### Directions for this task
Word for word, print each line of the listing below; pictures stay out.
---
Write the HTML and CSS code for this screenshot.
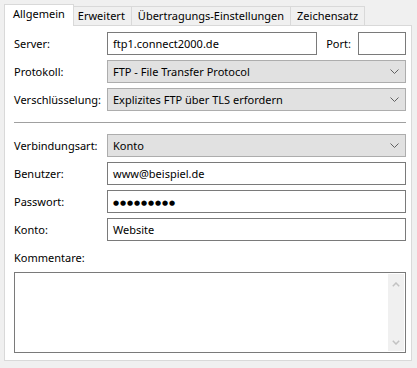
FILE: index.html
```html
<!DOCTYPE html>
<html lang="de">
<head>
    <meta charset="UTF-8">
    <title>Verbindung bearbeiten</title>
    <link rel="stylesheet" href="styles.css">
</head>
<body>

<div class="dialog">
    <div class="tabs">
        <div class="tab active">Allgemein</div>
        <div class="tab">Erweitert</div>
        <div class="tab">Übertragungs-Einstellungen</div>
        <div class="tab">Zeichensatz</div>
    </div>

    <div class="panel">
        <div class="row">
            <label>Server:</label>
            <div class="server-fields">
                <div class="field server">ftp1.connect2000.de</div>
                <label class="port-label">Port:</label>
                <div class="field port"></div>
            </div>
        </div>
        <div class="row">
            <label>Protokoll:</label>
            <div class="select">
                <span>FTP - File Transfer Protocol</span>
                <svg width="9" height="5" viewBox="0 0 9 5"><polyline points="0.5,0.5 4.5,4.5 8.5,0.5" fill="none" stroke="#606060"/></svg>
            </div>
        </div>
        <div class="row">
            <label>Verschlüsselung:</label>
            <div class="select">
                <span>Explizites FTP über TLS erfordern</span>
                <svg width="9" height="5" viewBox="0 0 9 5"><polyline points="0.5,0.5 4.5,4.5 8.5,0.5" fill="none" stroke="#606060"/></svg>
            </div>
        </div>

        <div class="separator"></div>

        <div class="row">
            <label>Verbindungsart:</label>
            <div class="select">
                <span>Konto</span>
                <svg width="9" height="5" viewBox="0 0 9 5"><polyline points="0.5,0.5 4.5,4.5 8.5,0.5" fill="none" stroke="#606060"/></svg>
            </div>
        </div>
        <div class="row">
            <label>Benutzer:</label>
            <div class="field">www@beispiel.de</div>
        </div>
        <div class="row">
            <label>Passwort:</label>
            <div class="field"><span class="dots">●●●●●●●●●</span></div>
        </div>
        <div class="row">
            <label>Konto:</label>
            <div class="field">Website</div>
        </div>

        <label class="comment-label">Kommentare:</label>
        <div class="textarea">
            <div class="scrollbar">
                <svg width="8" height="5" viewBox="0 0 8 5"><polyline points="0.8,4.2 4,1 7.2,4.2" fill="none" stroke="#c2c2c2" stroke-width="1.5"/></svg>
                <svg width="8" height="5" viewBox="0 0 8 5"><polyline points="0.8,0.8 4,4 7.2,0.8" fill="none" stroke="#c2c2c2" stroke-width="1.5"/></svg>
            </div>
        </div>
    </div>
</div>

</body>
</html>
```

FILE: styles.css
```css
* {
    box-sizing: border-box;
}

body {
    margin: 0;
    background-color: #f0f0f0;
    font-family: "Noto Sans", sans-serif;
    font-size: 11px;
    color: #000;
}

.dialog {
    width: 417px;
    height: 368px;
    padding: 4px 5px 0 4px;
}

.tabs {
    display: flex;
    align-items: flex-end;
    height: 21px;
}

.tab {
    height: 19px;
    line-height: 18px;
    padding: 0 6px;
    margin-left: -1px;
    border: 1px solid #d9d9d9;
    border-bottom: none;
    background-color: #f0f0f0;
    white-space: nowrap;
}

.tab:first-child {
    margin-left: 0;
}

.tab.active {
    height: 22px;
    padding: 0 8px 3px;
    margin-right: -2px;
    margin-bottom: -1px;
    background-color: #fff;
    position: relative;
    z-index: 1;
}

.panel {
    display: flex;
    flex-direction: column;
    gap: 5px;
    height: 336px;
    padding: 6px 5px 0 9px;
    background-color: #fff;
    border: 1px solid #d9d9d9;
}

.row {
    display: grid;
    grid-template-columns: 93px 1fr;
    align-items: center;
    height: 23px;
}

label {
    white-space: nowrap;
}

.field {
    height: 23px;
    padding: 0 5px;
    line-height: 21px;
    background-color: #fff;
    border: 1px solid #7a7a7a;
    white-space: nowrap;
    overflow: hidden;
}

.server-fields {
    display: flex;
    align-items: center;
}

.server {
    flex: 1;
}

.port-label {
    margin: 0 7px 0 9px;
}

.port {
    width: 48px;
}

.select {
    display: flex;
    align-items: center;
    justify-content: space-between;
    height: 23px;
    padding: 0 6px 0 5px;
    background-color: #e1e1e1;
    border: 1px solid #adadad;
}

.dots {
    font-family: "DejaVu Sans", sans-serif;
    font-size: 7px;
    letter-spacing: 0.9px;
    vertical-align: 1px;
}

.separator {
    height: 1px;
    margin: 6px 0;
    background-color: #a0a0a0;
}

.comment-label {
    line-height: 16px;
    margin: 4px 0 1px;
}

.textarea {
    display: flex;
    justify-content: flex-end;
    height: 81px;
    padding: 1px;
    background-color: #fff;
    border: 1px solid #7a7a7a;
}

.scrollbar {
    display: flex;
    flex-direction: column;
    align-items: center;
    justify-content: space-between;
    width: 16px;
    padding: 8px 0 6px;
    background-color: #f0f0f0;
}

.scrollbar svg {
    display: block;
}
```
---
### Exercise solution
Write the HTML and CSS code for this screenshot.
FILE: index.html
```html
<!DOCTYPE html>
<html lang="de">
<head>
    <meta charset="UTF-8">
    <title>Verbindung bearbeiten</title>
    <link rel="stylesheet" href="styles.css">
</head>
<body>

<div class="dialog">
    <div class="tabs">
        <div class="tab active">Allgemein</div>
        <div class="tab">Erweitert</div>
        <div class="tab">Übertragungs-Einstellungen</div>
        <div class="tab">Zeichensatz</div>
    </div>

    <div class="panel">
        <div class="row">
            <label>Server:</label>
            <div class="server-fields">
                <div class="field server">ftp1.connect2000.de</div>
                <label class="port-label">Port:</label>
                <div class="field port"></div>
            </div>
        </div>
        <div class="row">
            <label>Protokoll:</label>
            <div class="select">
                <span>FTP - File Transfer Protocol</span>
                <svg width="9" height="5" viewBox="0 0 9 5"><polyline points="0.5,0.5 4.5,4.5 8.5,0.5" fill="none" stroke="#606060"/></svg>
            </div>
        </div>
        <div class="row">
            <label>Verschlüsselung:</label>
            <div class="select">
                <span>Explizites FTP über TLS erfordern</span>
                <svg width="9" height="5" viewBox="0 0 9 5"><polyline points="0.5,0.5 4.5,4.5 8.5,0.5" fill="none" stroke="#606060"/></svg>
            </div>
        </div>

        <div class="separator"></div>

        <div class="row">
            <label>Verbindungsart:</label>
            <div class="select">
                <span>Konto</span>
                <svg width="9" height="5" viewBox="0 0 9 5"><polyline points="0.5,0.5 4.5,4.5 8.5,0.5" fill="none" stroke="#606060"/></svg>
            </div>
        </div>
        <div class="row">
            <label>Benutzer:</label>
            <div class="field">www@beispiel.de</div>
        </div>
        <div class="row">
            <label>Passwort:</label>
            <div class="field"><span class="dots">●●●●●●●●●</span></div>
        </div>
        <div class="row">
            <label>Konto:</label>
            <div class="field">Website</div>
        </div>

        <label class="comment-label">Kommentare:</label>
        <div class="textarea">
            <div class="scrollbar">
                <svg width="8" height="5" viewBox="0 0 8 5"><polyline points="0.8,4.2 4,1 7.2,4.2" fill="none" stroke="#c2c2c2" stroke-width="1.5"/></svg>
                <svg width="8" height="5" viewBox="0 0 8 5"><polyline points="0.8,0.8 4,4 7.2,0.8" fill="none" stroke="#c2c2c2" stroke-width="1.5"/></svg>
            </div>
        </div>
    </div>
</div>

</body>
</html>
```

FILE: styles.css
```css
* {
    box-sizing: border-box;
}

body {
    margin: 0;
    background-color: #f0f0f0;
    font-family: "Noto Sans", sans-serif;
    font-size: 11px;
    color: #000;
}

.dialog {
    width: 417px;
    height: 368px;
    padding: 4px 5px 0 4px;
}

.tabs {
    display: flex;
    align-items: flex-end;
    height: 21px;
}

.tab {
    height: 19px;
    line-height: 18px;
    padding: 0 6px;
    margin-left: -1px;
    border: 1px solid #d9d9d9;
    border-bottom: none;
    background-color: #f0f0f0;
    white-space: nowrap;
}

.tab:first-child {
    margin-left: 0;
}

.tab.active {
    height: 22px;
    padding: 0 8px 3px;
    margin-right: -2px;
    margin-bottom: -1px;
    background-color: #fff;
    position: relative;
    z-index: 1;
}

.panel {
    display: flex;
    flex-direction: column;
    gap: 5px;
    height: 336px;
    padding: 6px 5px 0 9px;
    background-color: #fff;
    border: 1px solid #d9d9d9;
}

.row {
    display: grid;
    grid-template-columns: 93px 1fr;
    align-items: center;
    height: 23px;
}

label {
    white-space: nowrap;
}

.field {
    height: 23px;
    padding: 0 5px;
    line-height: 21px;
    background-color: #fff;
    border: 1px solid #7a7a7a;
    white-space: nowrap;
    overflow: hidden;
}

.server-fields {
    display: flex;
    align-items: center;
}

.server {
    flex: 1;
}

.port-label {
    margin: 0 7px 0 9px;
}

.port {
    width: 48px;
}

.select {
    display: flex;
    align-items: center;
    justify-content: space-between;
    height: 23px;
    padding: 0 6px 0 5px;
    background-color: #e1e1e1;
    border: 1px solid #adadad;
}

.dots {
    font-family: "DejaVu Sans", sans-serif;
    font-size: 7px;
    letter-spacing: 0.9px;
    vertical-align: 1px;
}

.separator {
    height: 1px;
    margin: 6px 0;
    background-color: #a0a0a0;
}

.comment-label {
    line-height: 16px;
    margin: 4px 0 1px;
}

.textarea {
    display: flex;
    justify-content: flex-end;
    height: 81px;
    padding: 1px;
    background-color: #fff;
    border: 1px solid #7a7a7a;
}

.scrollbar {
    display: flex;
    flex-direction: column;
    align-items: center;
    justify-content: space-between;
    width: 16px;
    padding: 8px 0 6px;
    background-color: #f0f0f0;
}

.scrollbar svg {
    display: block;
}
```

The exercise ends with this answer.